• 1948 – 1953

    Comenius University Philosophical Faculty in Bratislava (musicology and aesthetics)

  • 1953 – 1989

    one of the first staff members of the Institute of Musicology at the Slovak Academy of Sciences (from 1953 in the Department of the History of Music in the Institute of Musicology of the Slovak Academy of Sciences; from 1973 in the Musicology Section of the Art Scholarship Institute of the Slovak Academy of Sciences; from 1979 head staff scholar)

  • 1988 – 1990

    head of the Musicology Section of the Art Scholarship Institute of the Slovak Academy of Sciences, concurrently external pedagogue at the Academy of Musical and Performing Arts and the Comeniius University Philosophical Faculty in Bratislava

In the field of research he focused on the field of musical history, addressing the topics of Great Moravia’s musical culture, musical medievalistics, renaissance and baroque music, questions of the genesis and basis of Slovak national music in the 18th and 19th centuries.

His studies on leading Slovak musicians, including Ján Šimrák, Samuel Capricornus, Štefan Monetarius-Cremnicianus, Zachariáš Zarevutius and Ján Kusser sen., became model scholarly monographs in Slovak musical historiography. In these he used his practical experience from his own archival research work with Slovak sources, which he compounded with a wealth of knowledge from his systematic study of the foreign professional literature in his book Vývoj európskeho notopisu (The Development of European Music Script, 1982), enriched with excepts from his transcription of sources of Slovak origin.

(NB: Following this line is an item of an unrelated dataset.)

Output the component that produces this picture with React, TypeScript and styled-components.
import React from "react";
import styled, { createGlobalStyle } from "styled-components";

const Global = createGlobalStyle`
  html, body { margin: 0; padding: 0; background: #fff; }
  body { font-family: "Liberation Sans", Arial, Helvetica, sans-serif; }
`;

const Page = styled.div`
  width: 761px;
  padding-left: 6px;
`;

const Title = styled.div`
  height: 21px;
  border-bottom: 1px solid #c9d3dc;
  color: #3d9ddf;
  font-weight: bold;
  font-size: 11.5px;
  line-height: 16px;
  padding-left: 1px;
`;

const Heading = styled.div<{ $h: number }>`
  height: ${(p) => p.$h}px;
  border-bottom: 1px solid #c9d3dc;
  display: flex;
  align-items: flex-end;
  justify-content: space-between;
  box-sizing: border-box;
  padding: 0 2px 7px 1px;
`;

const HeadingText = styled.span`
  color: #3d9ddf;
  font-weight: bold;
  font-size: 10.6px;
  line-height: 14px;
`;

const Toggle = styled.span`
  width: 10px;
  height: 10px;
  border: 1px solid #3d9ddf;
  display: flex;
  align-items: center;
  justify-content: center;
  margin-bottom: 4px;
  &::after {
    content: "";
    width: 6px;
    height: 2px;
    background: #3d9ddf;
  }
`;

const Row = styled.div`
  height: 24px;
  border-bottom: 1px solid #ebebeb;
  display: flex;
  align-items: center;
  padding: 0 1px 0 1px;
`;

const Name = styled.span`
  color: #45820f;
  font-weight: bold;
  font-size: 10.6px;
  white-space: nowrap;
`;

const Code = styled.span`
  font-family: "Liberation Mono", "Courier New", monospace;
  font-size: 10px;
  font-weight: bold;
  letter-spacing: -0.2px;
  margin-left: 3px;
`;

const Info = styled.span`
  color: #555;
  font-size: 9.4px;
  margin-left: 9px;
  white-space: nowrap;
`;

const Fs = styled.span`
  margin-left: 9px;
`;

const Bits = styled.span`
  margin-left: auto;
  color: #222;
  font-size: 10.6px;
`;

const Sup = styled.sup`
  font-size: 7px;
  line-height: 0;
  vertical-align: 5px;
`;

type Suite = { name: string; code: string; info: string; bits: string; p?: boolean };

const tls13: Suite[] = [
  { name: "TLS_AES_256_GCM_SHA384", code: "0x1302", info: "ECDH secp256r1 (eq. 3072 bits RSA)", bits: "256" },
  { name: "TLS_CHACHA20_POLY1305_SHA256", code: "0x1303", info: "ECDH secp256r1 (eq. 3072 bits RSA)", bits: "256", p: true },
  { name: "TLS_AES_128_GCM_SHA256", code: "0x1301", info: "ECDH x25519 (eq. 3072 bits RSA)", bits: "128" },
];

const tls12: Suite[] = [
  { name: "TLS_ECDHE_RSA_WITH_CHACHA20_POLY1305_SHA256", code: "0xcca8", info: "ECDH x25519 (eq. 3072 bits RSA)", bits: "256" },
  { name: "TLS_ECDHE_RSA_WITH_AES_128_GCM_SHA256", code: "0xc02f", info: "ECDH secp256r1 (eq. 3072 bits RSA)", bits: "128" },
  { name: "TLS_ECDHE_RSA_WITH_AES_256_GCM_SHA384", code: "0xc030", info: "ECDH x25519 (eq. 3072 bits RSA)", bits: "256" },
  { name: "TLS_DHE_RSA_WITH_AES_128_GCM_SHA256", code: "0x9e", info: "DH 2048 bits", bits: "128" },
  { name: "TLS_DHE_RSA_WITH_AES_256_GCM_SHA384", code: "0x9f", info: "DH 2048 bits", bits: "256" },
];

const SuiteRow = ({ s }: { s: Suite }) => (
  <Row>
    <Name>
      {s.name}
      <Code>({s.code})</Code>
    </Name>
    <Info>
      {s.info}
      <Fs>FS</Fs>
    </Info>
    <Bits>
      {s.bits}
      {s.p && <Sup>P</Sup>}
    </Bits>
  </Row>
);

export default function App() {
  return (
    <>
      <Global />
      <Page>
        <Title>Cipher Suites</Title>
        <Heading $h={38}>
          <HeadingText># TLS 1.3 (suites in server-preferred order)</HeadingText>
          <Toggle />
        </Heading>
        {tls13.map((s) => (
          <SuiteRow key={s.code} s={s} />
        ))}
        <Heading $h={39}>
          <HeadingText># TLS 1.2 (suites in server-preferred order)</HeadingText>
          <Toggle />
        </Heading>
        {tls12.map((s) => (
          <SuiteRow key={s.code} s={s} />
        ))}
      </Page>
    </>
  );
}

The culmination of his scholarly research was the project Dejiny hudobnej kultúry na Slovensku (History of Musical Culture in Slovakia), which he formulated in collaboration with colleagues in the Slovak Academy of Sciences at the beginning of the 1980s and presented in practice in a unique work of original synthesis, Dejiny hudobnej kultúry na Slovensku I. Stredovek, renesancia, barok (History of Musical Culture in Slovakia I. Middle Ages, Renaissance, Baroque 1984). He devoted himself also to the solution of theoretical problems of musical historiography. He elaborated a modern conception of Slovak musical historiography, based on a universalist and culturological conception of musicology as a philosophico-historical discipline. In his last synthetic work he presented an actual systematisation of musical historiography, and a characterisation of its subdisciplines and scholarly methods.  

He is the author of publicistic scripts, having worked on a number of radio and television music programmes.

He was a member of a number of Slovak and international musicological councils: the Academic Council of the congress Musica Antiqua Europae Orientalis; Academic Council of the edition Musicalia Danubian; member of the International Musicological Society and Internationale Arbeitsgemeinschaft für Hymnologie. For many years he was an academic editor and contributor to Slovak musicological symopsia and journals, including Hudobnovedný sborník, Hudobnovedné štúdie, Musicologica Slovaca, Hudobný archív and Slovenská hudba, and he was academic editor of the music text edition Stará hudba na Slovensku (Old Music in Slovakia).